Some bloggers, however, simply do not understand scholarly writing. For instance, this:
For over a decade, Professor Ronald Hutton’s study on the history of Wicca, Triumph of the Moon, has been considered by most Pagan scholars to have closed the book on the issue of the survival of elements of Paganism from Pagan antiquity.
Let’s think about that. Edward Gibbons’ The History of the Decline and Fall of the Roman Empire is probably the one book on the topic that every educated person has at least heard of.
It was published in installments between 1776 and 1789. It is a classic. By the blog writer’s standards, therefore, it should have “closed the book” on writing about ancient Rome.
Yet new books on ancient Rome are published every year. How can that be?
No topic is ever “closed.” Historical works—which is how Prof. Hutton would describe Triumph—are not holy scriptures. New thinkers and new generations bring new scholarship and new interpretations.
But what Hutton has done is establish a standard. Anyone who challenges his conclusions (and given that ten years have passed, he has challenged some of them himself, I expect) must do at least as much in-depth research as he has done. They can’t just snipe from the sidelines.
Rhetoricians talk about “invented ethos,” by which a speaker or writer displays their qualifications to engage a topic: I have studied such-and-such at this or that level. I have done such-and-such.
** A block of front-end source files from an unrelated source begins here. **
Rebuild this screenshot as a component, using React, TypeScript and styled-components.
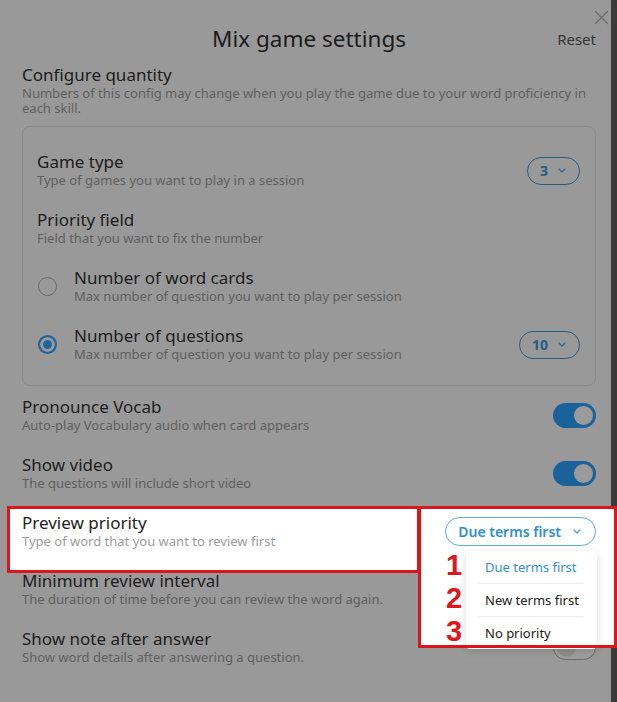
import React from "react";
import styled, { createGlobalStyle } from "styled-components";

const Global = createGlobalStyle`
  html, body { margin: 0; padding: 0; background: #999999; }
  body { font-family: "Noto Sans", "Liberation Sans", sans-serif; }
  * { box-sizing: border-box; }
`;

const Screen = styled.div`
  display: flex;
  width: 617px;
  height: 702px;
  background: #999999;
  overflow: hidden;
`;

const Modal = styled.div`
  position: relative;
  flex: 1;
  display: flex;
  flex-direction: column;
  padding: 26px 15px 0 22px;
`;

const Strip = styled.div`
  width: 6px;
  background: #3a3a3a;
`;

const Close = styled.button`
  position: absolute;
  top: 10px;
  right: 2px;
  width: 15px;
  height: 15px;
  padding: 0;
  border: 0;
  background: transparent;
  display: flex;
`;

const Header = styled.div`
  display: grid;
  grid-template-columns: 1fr auto 1fr;
  align-items: center;
`;

const Heading = styled.h1`
  grid-column: 2;
  margin: 0;
  font-size: 22.5px;
  line-height: 26px;
  font-weight: 400;
  color: #1c1c1c;
`;

const Reset = styled.span`
  justify-self: end;
  font-size: 15px;
  line-height: 20px;
  color: #353535;
`;

const Section = styled.div`
  margin-top: 13px;
`;

const Title = styled.div<{ $lit?: boolean }>`
  font-size: 17px;
  line-height: 20px;
  color: ${(p) => (p.$lit ? "#222222" : "#1c1c1c")};
`;

const Desc = styled.div<{ $lit?: boolean; $wrap?: boolean }>`
  font-size: 13px;
  line-height: ${(p) => (p.$wrap ? "15px" : "17px")};
  margin-top: ${(p) => (p.$wrap ? "1px" : "0")};
  color: ${(p) => (p.$lit ? "#9c9c9c" : "#5f5f5f")};
`;

const Box = styled.div`
  margin-top: 10px;
  border: 1px solid #8b8b8b;
  border-radius: 8px;
  padding: 25px 15px 22px 14px;
  display: flex;
  flex-direction: column;
  gap: 21px;
`;

const List = styled.div`
  margin-top: 11px;
  display: flex;
  flex-direction: column;
  gap: 21px;
`;

const Row = styled.div`
  display: flex;
  align-items: center;
  justify-content: space-between;
`;

const HighlightRow = styled(Row)`
  position: relative;
  z-index: 1;
`;

const Texts = styled.div`
  display: flex;
  flex-direction: column;
`;

const Lead = styled.div`
  display: flex;
  align-items: center;
  gap: 17px;
`;

const Radio = styled.span<{ $on?: boolean }>`
  width: 19px;
  height: 19px;
  border-radius: 50%;
  margin-left: 1px;
  border: ${(p) => (p.$on ? "2px solid #1d659c" : "1.5px solid #6a6a6a")};
  background: ${(p) => (p.$on ? "#1d659c" : "transparent")};
  box-shadow: ${(p) => (p.$on ? "inset 0 0 0 3px #9a9a9a" : "none")};
`;

const Pill = styled.span`
  display: inline-flex;
  align-items: center;
  gap: 10px;
  height: 28px;
  padding: 0 13px 0 12px;
  border: 1px solid #2c5b7c;
  border-radius: 14px;
  font-size: 14px;
  font-weight: 700;
  color: #245d89;
`;

const Toggle = styled.span<{ $on?: boolean }>`
  display: flex;
  align-items: center;
  justify-content: ${(p) => (p.$on ? "flex-end" : "flex-start")};
  width: 43px;
  height: 25px;
  padding: 0 3px;
  border-radius: 13px;
  background: ${(p) => (p.$on ? "#1b629a" : "#9e9e9e")};
  border: ${(p) => (p.$on ? "0" : "1.5px solid #6a6a6a")};
`;

const Knob = styled.span<{ $on?: boolean }>`
  width: 19px;
  height: 19px;
  border-radius: 50%;
  background: ${(p) => (p.$on ? "#9b9b9b" : "#8e8e8e")};
`;

/* White spotlight area of the tutorial annotation (under the content) */
const Spot = styled.div<{ $side: "left" | "right" }>`
  position: absolute;
  z-index: -1;
  top: -7px;
  left: ${(p) => (p.$side === "left" ? "-15px" : "396px")};
  width: ${(p) => (p.$side === "left" ? "413px" : "199px")};
  height: ${(p) => (p.$side === "left" ? "67px" : "142px")};
  background: #ffffff;
`;

/* Red annotation outline drawn over everything */
const Outline = styled(Spot)`
  z-index: 3;
  background: transparent;
  border: 3px solid #dc141c;
  pointer-events: none;
`;

const SelectWrap = styled.div`
  position: relative;
`;

const SelectButton = styled.span`
  display: inline-flex;
  align-items: center;
  gap: 12px;
  height: 29px;
  padding: 0 14px 0 12px;
  border: 1px solid #5aaade;
  border-radius: 15px;
  font-size: 14px;
  font-weight: 600;
  color: #2f8fd2;
`;

const Menu = styled.div`
  position: absolute;
  top: calc(100% + 5px);
  right: -1px;
  width: 131px;
  background: #ffffff;
  border-radius: 4px;
  box-shadow: 0 2px 8px rgba(0, 0, 0, 0.14);
`;

const Item = styled.div<{ $active?: boolean }>`
  position: relative;
  height: 32px;
  display: flex;
  align-items: center;
  padding-left: 19px;
  font-size: 13px;
  color: ${(p) => (p.$active ? "#2f90d6" : "#222222")};
`;

const Divider = styled.div`
  height: 1px;
  margin: 0 14px 0 13px;
  background: #ededed;
`;

const Marker = styled.span`
  position: absolute;
  left: -20px;
  top: 50%;
  transform: translateY(-56%);
  font-family: "Liberation Sans", Arial, sans-serif;
  font-size: 29px;
  font-weight: 700;
  line-height: 1;
  color: #e0161e;
`;

const Chevron = ({ color }: { color: string }) => (
  <svg width="8" height="5" viewBox="0 0 8 5" fill="none">
    <path d="M1 1l3 3 3-3" stroke={color} strokeWidth="1.2" strokeLinecap="round" strokeLinejoin="round" />
  </svg>
);

export default function App() {
  const options = ["Due terms first", "New terms first", "No priority"];
  return (
    <>
      <Global />
      <Screen>
        <Modal>
          <Close aria-label="Close">
            <svg width="15" height="15" viewBox="0 0 15 15">
              <path d="M1.5 1.5l12 12M13.5 1.5l-12 12" stroke="#6e6e6e" strokeWidth="1.4" strokeLinecap="round" />
            </svg>
          </Close>
          <Header>
            <Heading>Mix game settings</Heading>
            <Reset>Reset</Reset>
          </Header>

          <Section>
            <Title>Configure quantity</Title>
            <Desc $wrap>
              Numbers of this config may change when you play the game due to your word proficiency in
              each skill.
            </Desc>
          </Section>

          <Box>
            <Row>
              <Texts>
                <Title>Game type</Title>
                <Desc>Type of games you want to play in a session</Desc>
              </Texts>
              <Pill>
                3 <Chevron color="#2f6790" />
              </Pill>
            </Row>
            <Row>
              <Texts>
                <Title>Priority field</Title>
                <Desc>Field that you want to fix the number</Desc>
              </Texts>
            </Row>
            <Row>
              <Lead>
                <Radio />
                <Texts>
                  <Title>Number of word cards</Title>
                  <Desc>Max number of question you want to play per session</Desc>
                </Texts>
              </Lead>
            </Row>
            <Row>
              <Lead>
                <Radio $on />
                <Texts>
                  <Title>Number of questions</Title>
                  <Desc>Max number of question you want to play per session</Desc>
                </Texts>
              </Lead>
              <Pill>
                10 <Chevron color="#2f6790" />
              </Pill>
            </Row>
          </Box>

          <List>
            <Row>
              <Texts>
                <Title>Pronounce Vocab</Title>
                <Desc>Auto-play Vocabulary audio when card appears</Desc>
              </Texts>
              <Toggle $on>
                <Knob $on />
              </Toggle>
            </Row>
            <Row>
              <Texts>
                <Title>Show video</Title>
                <Desc>The questions will include short video</Desc>
              </Texts>
              <Toggle $on>
                <Knob $on />
              </Toggle>
            </Row>
            <HighlightRow>
              <Spot $side="left" />
              <Spot $side="right" />
              <Outline $side="left" />
              <Outline $side="right" />
              <Texts>
                <Title $lit>Preview priority</Title>
                <Desc $lit>Type of word that you want to review first</Desc>
              </Texts>
              <SelectWrap>
                <SelectButton>
                  Due terms first <Chevron color="#4a9bd6" />
                </SelectButton>
                <Menu>
                  {options.map((o, i) => (
                    <React.Fragment key={o}>
                      {i > 0 && <Divider />}
                      <Item $active={i === 0}>
                        <Marker>{i + 1}</Marker>
                        {o}
                      </Item>
                    </React.Fragment>
                  ))}
                </Menu>
              </SelectWrap>
            </HighlightRow>
            <Row>
              <Texts>
                <Title>Minimum review interval</Title>
                <Desc>The duration of time before you can review the word again.</Desc>
              </Texts>
            </Row>
            <Row>
              <Texts>
                <Title>Show note after answer</Title>
                <Desc>Show word details after answering a question.</Desc>
              </Texts>
              <Toggle>
                <Knob />
              </Toggle>
            </Row>
          </List>
        </Modal>
        <Strip />
      </Screen>
    </>
  );
}
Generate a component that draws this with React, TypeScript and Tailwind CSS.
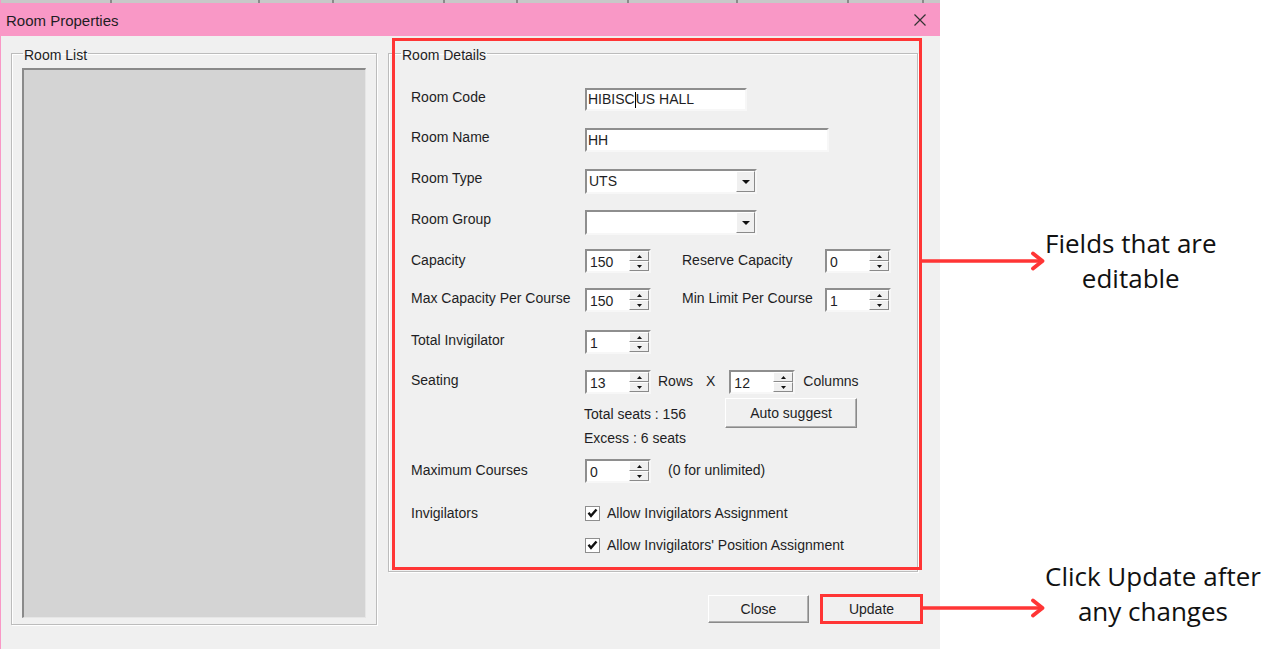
import React from "react";

const sunken =
  "border-2 border-t-[#8e8e8e] border-l-[#8e8e8e] border-r-[#f7f7f7] border-b-[#f7f7f7] bg-white";
const raised =
  "border border-t-white border-l-white border-r-[#8a8a8a] border-b-[#8a8a8a] bg-[#f0f0f0]";

function Tri({ up }: { up?: boolean }) {
  return (
    <svg width="5" height="3" viewBox="0 0 5 3">
      {up ? <path d="M2.5 0 L5 3 L0 3 Z" fill="#111" /> : <path d="M0 0 L5 0 L2.5 3 Z" fill="#111" />}
    </svg>
  );
}

function Spin({ value }: { value: string }) {
  return (
    <div className={`flex h-[24px] w-[66px] ${sunken}`}>
      <div className="flex-1 pl-[3px] text-[14px] leading-[20px] pt-[1px]">{value}</div>
      <div className="flex w-[20px] flex-col bg-[#f0f0f0]">
        <div className={`flex flex-1 items-center justify-center ${raised}`}>
          <Tri up />
        </div>
        <div className={`flex flex-1 items-center justify-center ${raised}`}>
          <Tri />
        </div>
      </div>
    </div>
  );
}

function Combo({ value }: { value: string }) {
  return (
    <div className={`flex h-[25px] w-[172px] ${sunken}`}>
      <div className="flex-1 pl-[2px] text-[14px] leading-[21px]">{value}</div>
      <div className={`flex w-[19px] items-center justify-center ${raised}`}>
        <svg width="8" height="4" viewBox="0 0 8 4">
          <path d="M0 0 L8 0 L4 4 Z" fill="#111" />
        </svg>
      </div>
    </div>
  );
}

function Check({ label }: { label: string }) {
  return (
    <div className="flex items-center gap-[7px]">
      <div className="flex h-[15px] w-[15px] items-center justify-center border border-[#8e8e8e] bg-white">
        <svg width="11" height="10" viewBox="0 0 11 10">
          <path d="M1.5 4.8 L4 7.8 L9.5 1.5" stroke="#111" strokeWidth="2.4" fill="none" />
        </svg>
      </div>
      <span className="text-[14px] leading-[16px]">{label}</span>
    </div>
  );
}

function Label({ children }: { children: React.ReactNode }) {
  return <div className="w-[174px] pt-[1px] text-[14px] leading-[16px]">{children}</div>;
}

function Arrow() {
  return (
    <svg width="123" height="20" viewBox="0 0 123 20" className="shrink-0">
      <line x1="0" y1="10" x2="119" y2="10" stroke="#ff3535" strokeWidth="3.5" />
      <polyline
        points="111,2.5 120.5,10 111,17.5"
        stroke="#ff3535"
        strokeWidth="3.8"
        fill="none"
        strokeLinecap="round"
        strokeLinejoin="round"
      />
    </svg>
  );
}

const tabWidths = [111, 148, 74, 111, 73, 111, 109, 111, 75];

export default function App() {
  return (
    <div className="flex h-[649px] w-[1269px] overflow-hidden bg-white font-['Liberation_Sans',Arial,sans-serif] text-[#1e1e24]">
      {/* dialog window */}
      <div className="flex h-full w-[940px] shrink-0 flex-col border-l border-[#f998c6]">
        <div className="flex h-[3px] bg-[#c8c8c8]">
          {tabWidths.map((w, i) => (
            <div key={i} style={{ width: w }} className="h-full border-r-2 border-[#8a8a8a]" />
          ))}
        </div>
        <div className="flex h-[33px] items-center justify-between bg-[#f998c6] pl-[5px] pr-[14px] pt-[3px]">
          <span className="text-[15px]">Room Properties</span>
          <svg width="12" height="12" viewBox="0 0 12 12" className="-mt-[3px]">
            <path d="M0.5 0.5 L11.5 11.5 M11.5 0.5 L0.5 11.5" stroke="#333" strokeWidth="1.2" />
          </svg>
        </div>

        <div className="flex flex-1 gap-[11px] bg-[#f0f0f0] pl-[10px] pt-[9px]">
          {/* room list */}
          <fieldset className="h-[580px] w-[366px] border border-[#bcbcbc] shadow-[1px_1px_0_#fff,inset_1px_1px_0_#fff]">
            <legend className="ml-[11px] translate-y-[2px] px-[1px] text-[14px] leading-[16px]">Room List</legend>
            <div className="ml-[10px] mt-[7px] h-[550px] w-[344px] border-t-2 border-l-2 border-r border-b border-t-[#8a8a8a] border-l-[#8a8a8a] border-r-[#e6e6e6] border-b-[#e6e6e6] bg-[#d4d4d4]" />
          </fieldset>

          {/* room details */}
          <div className="flex w-[535px] flex-col">
            <div className="relative">
              <fieldset className="h-[527px] w-[530px] border border-[#bcbcbc] shadow-[1px_1px_0_#fff,inset_1px_1px_0_#fff]">
                <legend className="ml-[12px] translate-y-[2px] px-[1px] text-[14px] leading-[16px]">Room Details</legend>
                <div className="flex flex-col pl-[22px] pt-[27px]">
                  <div className="flex h-[40px] items-start">
                    <Label>Room Code</Label>
                    <div className={`flex h-[23px] w-[162px] items-center pl-[1px] text-[14px] ${sunken}`}>
                      HIBISC
                      <span className="inline-block h-[16px] w-[1px] bg-black" />
                      US HALL
                    </div>
                  </div>
                  <div className="flex h-[41px] items-start">
                    <Label>Room Name</Label>
                    <div className={`flex h-[24px] w-[244px] items-center pl-[1px] text-[14px] ${sunken}`}>HH</div>
                  </div>
                  <div className="flex h-[41px] items-start">
                    <Label>Room Type</Label>
                    <Combo value="UTS" />
                  </div>
                  <div className="flex h-[39px] items-start">
                    <Label>Room Group</Label>
                    <Combo value="" />
                  </div>
                  <div className="flex h-[39px] items-start">
                    <Label>
                      <div className="pt-[2px]">Capacity</div>
                    </Label>
                    <Spin value="150" />
                    <div className="ml-[31px] w-[143px] pt-[3px] text-[14px] leading-[16px]">Reserve Capacity</div>
                    <Spin value="0" />
                  </div>
                  <div className="flex h-[42px] items-start">
                    <Label>
                      <div className="pt-[1px]">Max Capacity Per Course</div>
                    </Label>
                    <Spin value="150" />
                    <div className="ml-[31px] w-[143px] pt-[2px] text-[14px] leading-[16px]">Min Limit Per Course</div>
                    <Spin value="1" />
                  </div>
                  <div className="flex h-[40px] items-start">
                    <Label>
                      <div className="pt-[1px]">Total Invigilator</div>
                    </Label>
                    <Spin value="1" />
                  </div>
                  <div className="flex h-[28px] items-start">
                    <Label>
                      <div className="pt-[1px]">Seating</div>
                    </Label>
                    <Spin value="13" />
                    <span className="ml-[7px] pt-[3px] text-[14px] leading-[16px]">Rows</span>
                    <span className="ml-[13px] pt-[3px] text-[14px] leading-[16px]">X</span>
                    <div className="ml-[14px]">
                      <Spin value="12" />
                    </div>
                    <span className="ml-[8px] pt-[3px] text-[14px] leading-[16px]">Columns</span>
                  </div>
                  <div className="flex h-[61px] items-start pl-[173px]">
                    <div className="flex w-[141px] flex-col pt-[4px] text-[14px] leading-[24px]">
                      <span>Total seats : 156</span>
                      <span>Excess : 6 seats</span>
                    </div>
                    <button className={`h-[30px] w-[132px] text-[14px] ${raised} shadow-[inset_-1px_-1px_0_#b0b0b0]`}>
                      Auto suggest
                    </button>
                  </div>
                  <div className="flex h-[44px] items-start">
                    <Label>
                      <div className="pt-[2px]">Maximum Courses</div>
                    </Label>
                    <Spin value="0" />
                    <span className="ml-[17px] pt-[3px] text-[14px] leading-[16px]">(0 for unlimited)</span>
                  </div>
                  <div className="flex items-start">
                    <Label>
                      <div className="pt-[1px]">Invigilators</div>
                    </Label>
                    <div className="flex flex-col gap-[16px] pt-[2px]">
                      <Check label="Allow Invigilators Assignment" />
                      <Check label="Allow Invigilators' Position Assignment" />
                    </div>
                  </div>
                </div>
              </fieldset>
              {/* highlight around the editable fields */}
              <div className="pointer-events-none absolute left-[4px] top-[-7px] h-[532px] w-[530px] border-[3px] border-[#ff3535]" />
            </div>

            <div className="mt-[22px] flex justify-end gap-[11px]">
              <button className={`mt-[1px] h-[28px] w-[101px] text-[14px] ${raised} shadow-[inset_-1px_-1px_0_#b0b0b0]`}>
                Close
              </button>
              <button className="h-[30px] w-[103px] border-[3px] border-[#ff3535] bg-[#f0f0f0] text-[14px]">
                Update
              </button>
            </div>
          </div>
        </div>
      </div>

      {/* annotations */}
      <div className="flex flex-1 flex-col font-['Open_Sans',sans-serif] text-[26px] leading-[35px] text-[#111]">
        <div className="-ml-[18px] mt-[226px] flex items-center">
          <Arrow />
          <div className="text-center">
            Fields that are
            <br />
            editable
          </div>
        </div>
        <div className="-ml-[18px] mt-[263px] flex items-start">
          <div className="mt-[39px]">
            <Arrow />
          </div>
          <div className="text-center">
            Click Update after
            <br />
            any changes
          </div>
        </div>
      </div>
    </div>
  );
}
I have experienced such-and-such. (“Invention” does not imply falsification in this context.)
It is that level of ethos I see lacking in his critics—so far.
Another problem, probably too big to tackle here, occurs when people approach a book like Triumph looking for “right answers” or for information on which to base their personal religious practice.
Oh, you can do that. “The reader constructs his own text,” as all the postmodernists say, sure. You can also use a Stradivarius violin for a canoe paddle.
But I think one is better off reading a Triumph as a history of ideas, a history of the ways that English people, in particular, thought about and constructed the idea of “witchcraft.”